EurActiv.de: Halten Sie das Zusatzabkommen für Irland für bedenklich?

WEIDENFELD:
Nein. Denn mit dem Zusatzabkommen werden die Vorbehalte der Iren gegen den Vertrag vor dem Hintergrund einer im Grundsatz europafreundlichen Stimmung in Irland entkräftet. In Irland hatte es ja verschiedene scharfe Vorbehalte gegen Einzelpunkte gegeben. Die waren aber gar nicht gerechtfertigt. Der Vertrag von Lissabon gab keinen Anlass dazu. Das gegenüber den Iren nochmals zu klären, ist unproblematisch und nicht ungewöhnlich. Man hat ja bei früheren Verträgen mit Dänemark, Großbritannien und anderen mit sogar noch weiter gehenden Korrekturen dasselbe gemacht. Das Zusatzabkommen dient also der Klärung und nicht der wirklichen Korrektur des Vertrags.
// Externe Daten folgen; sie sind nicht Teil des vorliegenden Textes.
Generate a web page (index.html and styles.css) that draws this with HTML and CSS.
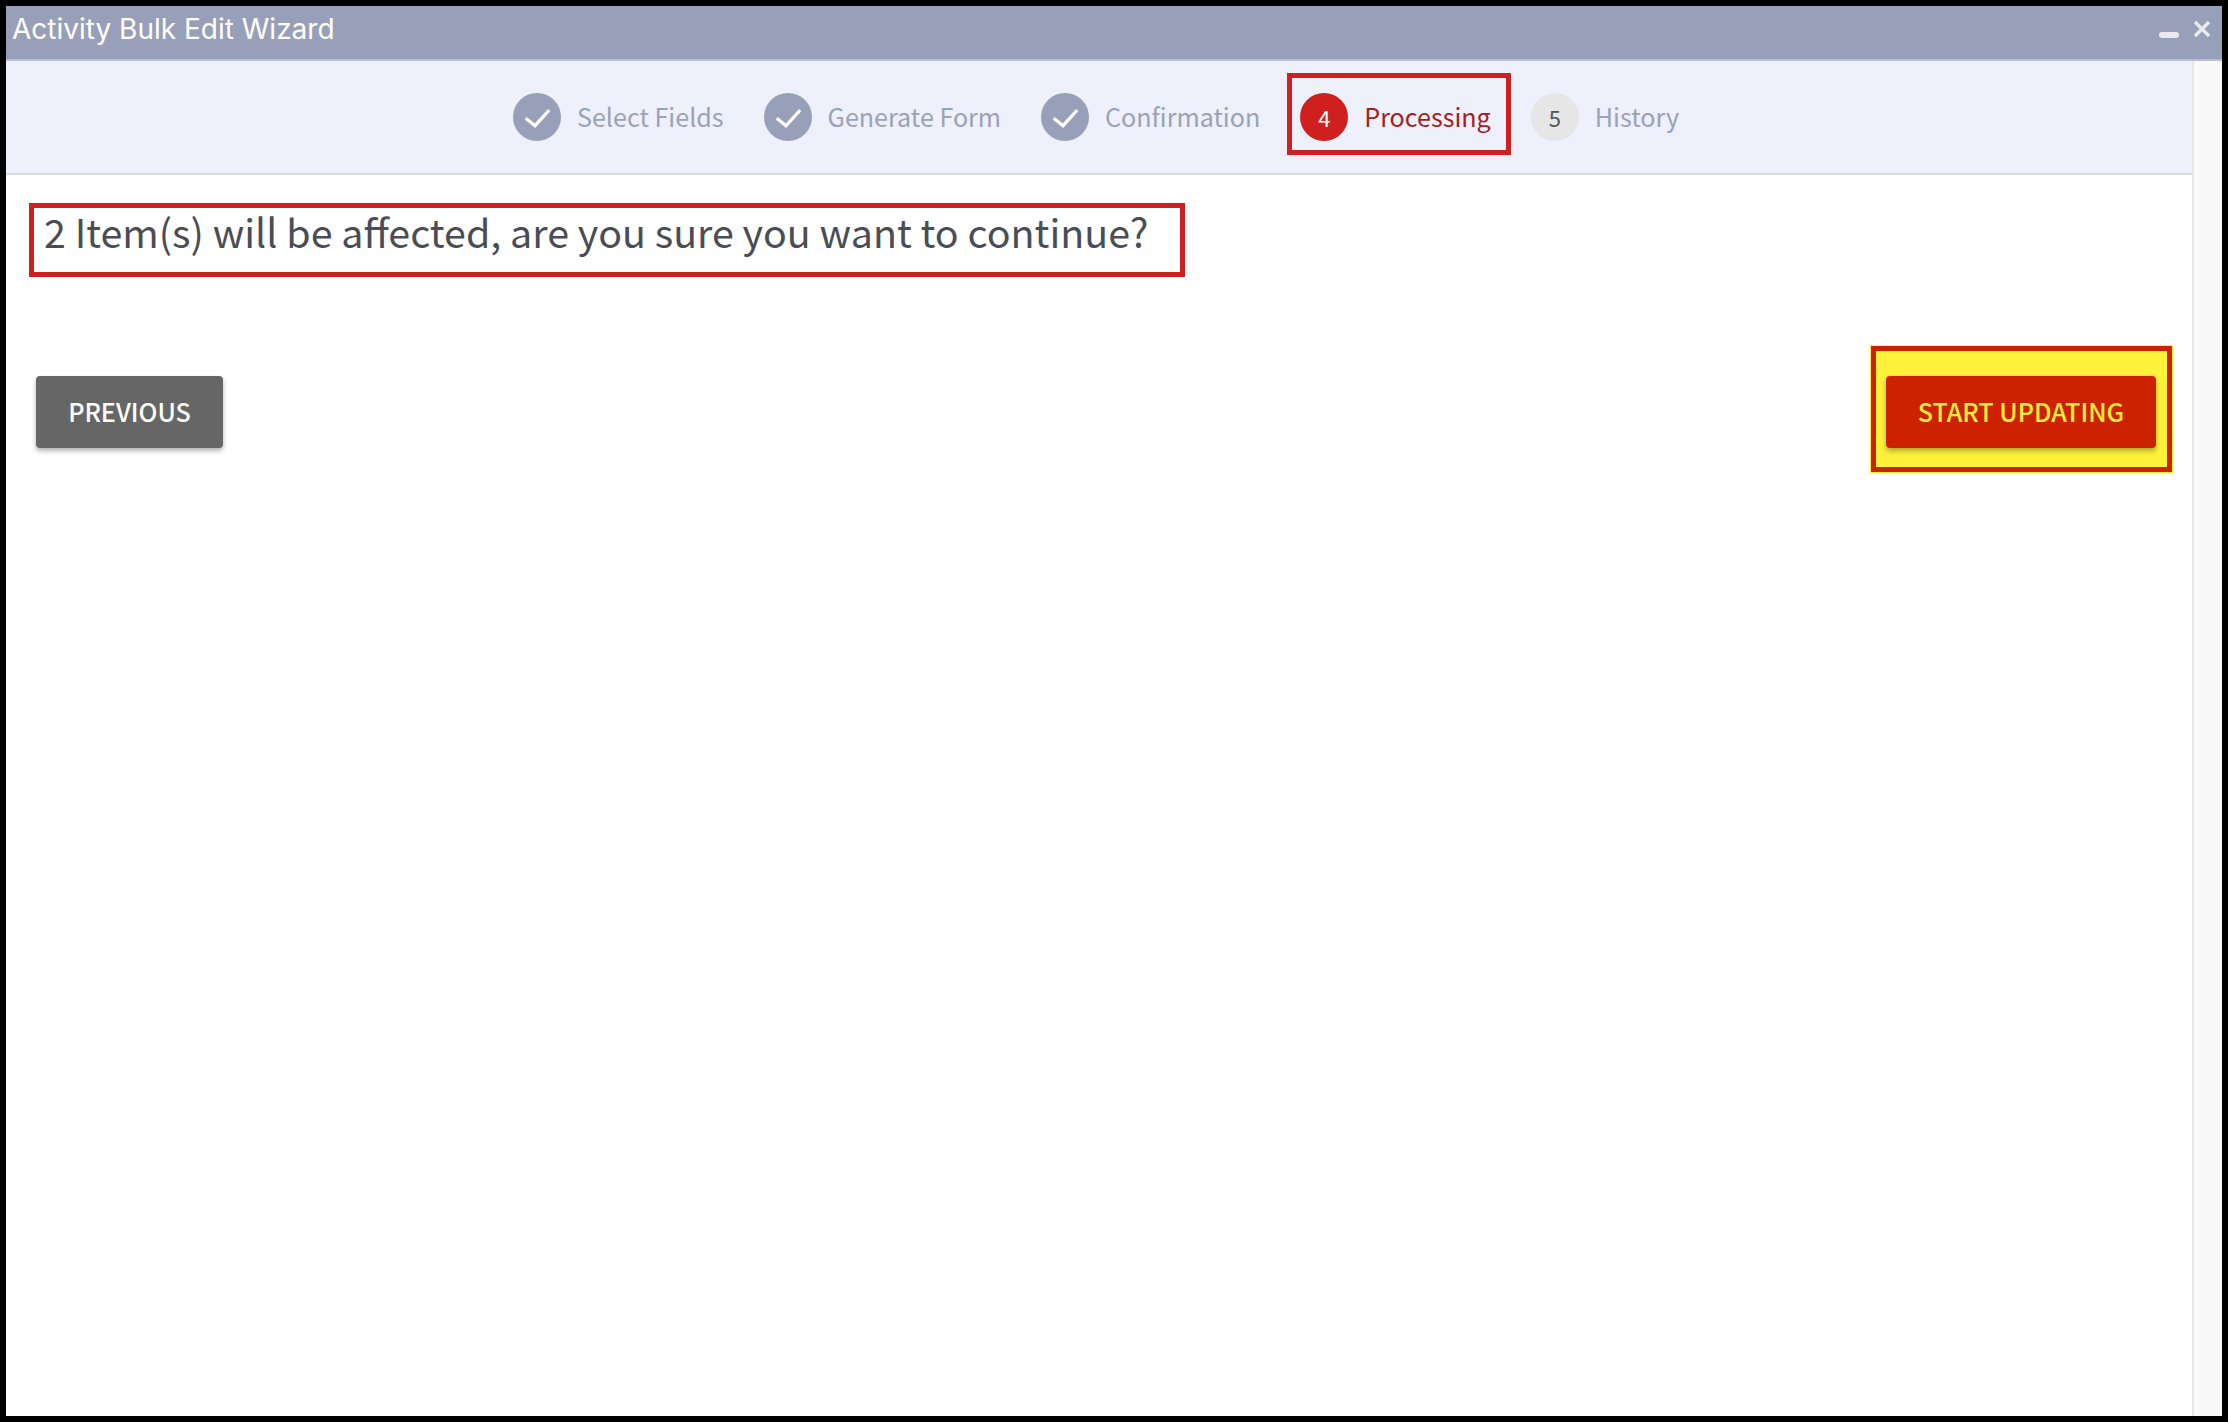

EurActiv.de: Benötigt man nach der Schwarzmeer- und der Mittelmeerstrategie auch eine Ostseestrategie?

WEIDENFELD:
Ich empfehle, solche strategischen Elemente zu forcieren. Die europäische Integration ist seit geraumer Zeit strategisch unterbelichtet. Da verliert man sich in sehr viel komplexem Alltagsmanagement, statt perspektivisches Strategiemanagement zu pflegen. Aber es gibt Schritte, die immerhin der Versuch eines Ansatzes zu einer Strategie sind. Dazu gehören die Mittelmeerunion, die Östliche Nachbarschaft, dazu würde auch die Ostseestrategie gehören.

Die Außenpolitik der EU braucht solche strategische Abfederungen und muss auch strategische Partnerschaften aufbauen und pflegen wie EU – China, EU - Indien, EU – Russland, EU – Brasilien, EU - Arabischer Raum usw. Das wäre eine Komplettierung für weltpolitische Mitverantwportung. Das ist mehr, als immer nur auszurufen: Soll ein Land Mitglied werden oder nicht?

EurActiv.de: Womit hat die EU unter der neuen US-Administration zu rechnen?

WEIDENFELD:
Stärker zu weltpolitischer Mitverantwortung herangezogen zu werden. Die Amerikaner stecken ja genau in diesem Erfahrungshorizont, dass sie einerseits führende Weltmacht sind, andererseits aber nicht die ganze Welt allein organisieren und ausgestalten können, sondern dass sie dazu strategische Partner brauchen. Ein Spitzenpartner für die Amerikaner ist der europäische Partner. Und wenn die Amerikaner Europa brauchen, dann ist aus ihrer Sicht Deutschland eine sehr wichtige Macht, die sie dafür heranziehen.

EurActiv.de: Ist Europa schon so weit?

WEIDENFELD:
Nein, aber es ist auf dem Weg dazu. Die Europäer wissen, dass sie nur mit weltpolitischer Mitverantwortung ihr eigenes Schicksal positiv für die Zukunft ausrichten können. Das muss sich aber entwickeln. Das geht nicht über Nacht. Dafür braucht Europa die Zusammenarbeit der strategischen Schlüsselfiguren, daraus muss sich ein Stück Konsens ergeben, daraus muss sich eine gemeinsame Art von Interessenshierarchie ergeben, und damit kann man im Alltag Politik machen. Das ist der Aufbau einer EU als Strategiegemeinschaft. Das ist eine ernsthafte, große Aufgabe.

EurActiv.de: Wie lautet Ihr Urteil über die tschechische EU-Präsidentschaft und was erwarten Sie von der schwedischen?

WEIDENFELD: Die Präsidentschaft Tschechiens ist für den ersten Teil besser abgelaufen, als viele vorher erwartet haben. Sie ist dann in eine unnatürliche Schwächung hineingeraten durch den Regierungswechsel. Für Schweden gibt es Erwartungen etwa zum Stockholm-Programm und Migration, ein großes Thema. Auch die Ostseepartnerschaft. Ansonsten erwartet man, dass die Schweden das alltägliche Handwerkszeug gut erledigen.